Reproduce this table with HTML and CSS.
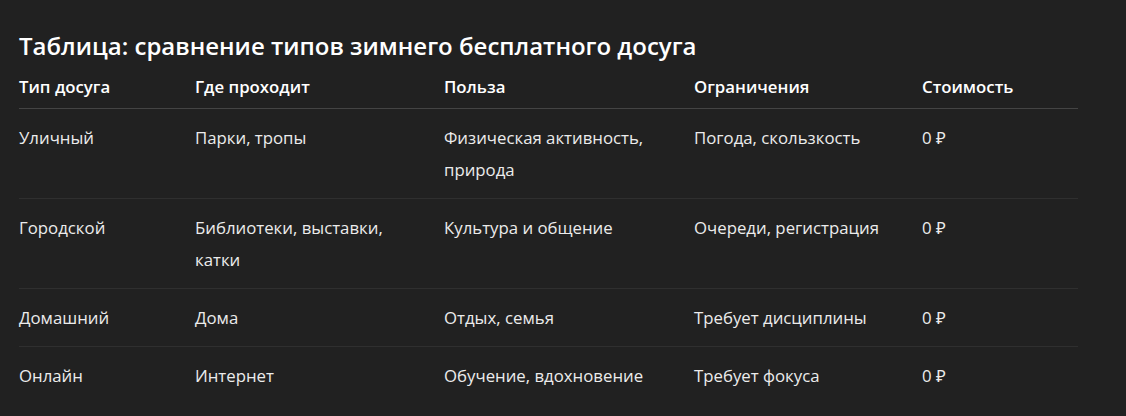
FILE: index.html
```html
<!DOCTYPE html>
<html lang="ru">
<head>
<meta charset="utf-8">
<link rel="stylesheet" href="styles.css">
</head>
<body>
<div class="page">
  <h3 class="title">Таблица: сравнение типов зимнего бесплатного досуга</h3>
  <table class="cmp">
    <colgroup>
      <col class="c1"><col class="c2"><col class="c3"><col class="c4"><col class="c5">
    </colgroup>
    <thead>
      <tr><th>Тип досуга</th><th>Где проходит</th><th>Польза</th><th>Ограничения</th><th>Стоимость</th></tr>
    </thead>
    <tbody>
      <tr><td>Уличный</td><td>Парки, тропы</td><td>Физическая активность, природа</td><td>Погода, скользкость</td><td>0 ₽</td></tr>
      <tr><td>Городской</td><td>Библиотеки, выставки, катки</td><td>Культура и общение</td><td>Очереди, регистрация</td><td>0 ₽</td></tr>
      <tr><td>Домашний</td><td>Дома</td><td>Отдых, семья</td><td>Требует дисциплины</td><td>0 ₽</td></tr>
      <tr><td>Онлайн</td><td>Интернет</td><td>Обучение, вдохновение</td><td>Требует фокуса</td><td>0 ₽</td></tr>
    </tbody>
  </table>
</div>
</body>
</html>
```
FILE: styles.css
```css
html, body {
  margin: 0;
  background: #212121;
}
body {
  font-family: "Open Sans", "Noto Sans", sans-serif;
  color: #ececec;
}
.page {
  padding: 30px 0 0 19px;
}
.title {
  margin: 0 0 5px 0;
  font-size: 24px;
  line-height: 32px;
  font-weight: 600;
  color: #ffffff;
}
.cmp {
  border-collapse: collapse;
  table-layout: fixed;
  width: 1059px;
  font-size: 16.8px;
}
.c1 { width: 176px; }
.c2 { width: 249px; }
.c3 { width: 250px; }
.c4 { width: 228px; }
.c5 { width: 156px; }
.cmp th {
  text-align: left;
  font-weight: 600;
  color: #ffffff;
  line-height: 24px;
  padding: 8px 16px 9px 0;
  border-bottom: 1px solid #444444;
}
.cmp td {
  vertical-align: top;
  line-height: 32px;
  padding: 13px 16px 12px 0;
  border-bottom: 1px solid #2f2f2f;
}
.cmp tbody tr:last-child td {
  border-bottom: none;
}
```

========================================================================

Reproduce every line exactly and omit all pictures.

▸ **Solution for this problem**:
Reproduce this table with HTML and CSS.
FILE: index.html
```html
<!DOCTYPE html>
<html lang="ru">
<head>
<meta charset="utf-8">
<link rel="stylesheet" href="styles.css">
</head>
<body>
<div class="page">
  <h3 class="title">Таблица: сравнение типов зимнего бесплатного досуга</h3>
  <table class="cmp">
    <colgroup>
      <col class="c1"><col class="c2"><col class="c3"><col class="c4"><col class="c5">
    </colgroup>
    <thead>
      <tr><th>Тип досуга</th><th>Где проходит</th><th>Польза</th><th>Ограничения</th><th>Стоимость</th></tr>
    </thead>
    <tbody>
      <tr><td>Уличный</td><td>Парки, тропы</td><td>Физическая активность, природа</td><td>Погода, скользкость</td><td>0 ₽</td></tr>
      <tr><td>Городской</td><td>Библиотеки, выставки, катки</td><td>Культура и общение</td><td>Очереди, регистрация</td><td>0 ₽</td></tr>
      <tr><td>Домашний</td><td>Дома</td><td>Отдых, семья</td><td>Требует дисциплины</td><td>0 ₽</td></tr>
      <tr><td>Онлайн</td><td>Интернет</td><td>Обучение, вдохновение</td><td>Требует фокуса</td><td>0 ₽</td></tr>
    </tbody>
  </table>
</div>
</body>
</html>
```
FILE: styles.css
```css
html, body {
  margin: 0;
  background: #212121;
}
body {
  font-family: "Open Sans", "Noto Sans", sans-serif;
  color: #ececec;
}
.page {
  padding: 30px 0 0 19px;
}
.title {
  margin: 0 0 5px 0;
  font-size: 24px;
  line-height: 32px;
  font-weight: 600;
  color: #ffffff;
}
.cmp {
  border-collapse: collapse;
  table-layout: fixed;
  width: 1059px;
  font-size: 16.8px;
}
.c1 { width: 176px; }
.c2 { width: 249px; }
.c3 { width: 250px; }
.c4 { width: 228px; }
.c5 { width: 156px; }
.cmp th {
  text-align: left;
  font-weight: 600;
  color: #ffffff;
  line-height: 24px;
  padding: 8px 16px 9px 0;
  border-bottom: 1px solid #444444;
}
.cmp td {
  vertical-align: top;
  line-height: 32px;
  padding: 13px 16px 12px 0;
  border-bottom: 1px solid #2f2f2f;
}
.cmp tbody tr:last-child td {
  border-bottom: none;
}
```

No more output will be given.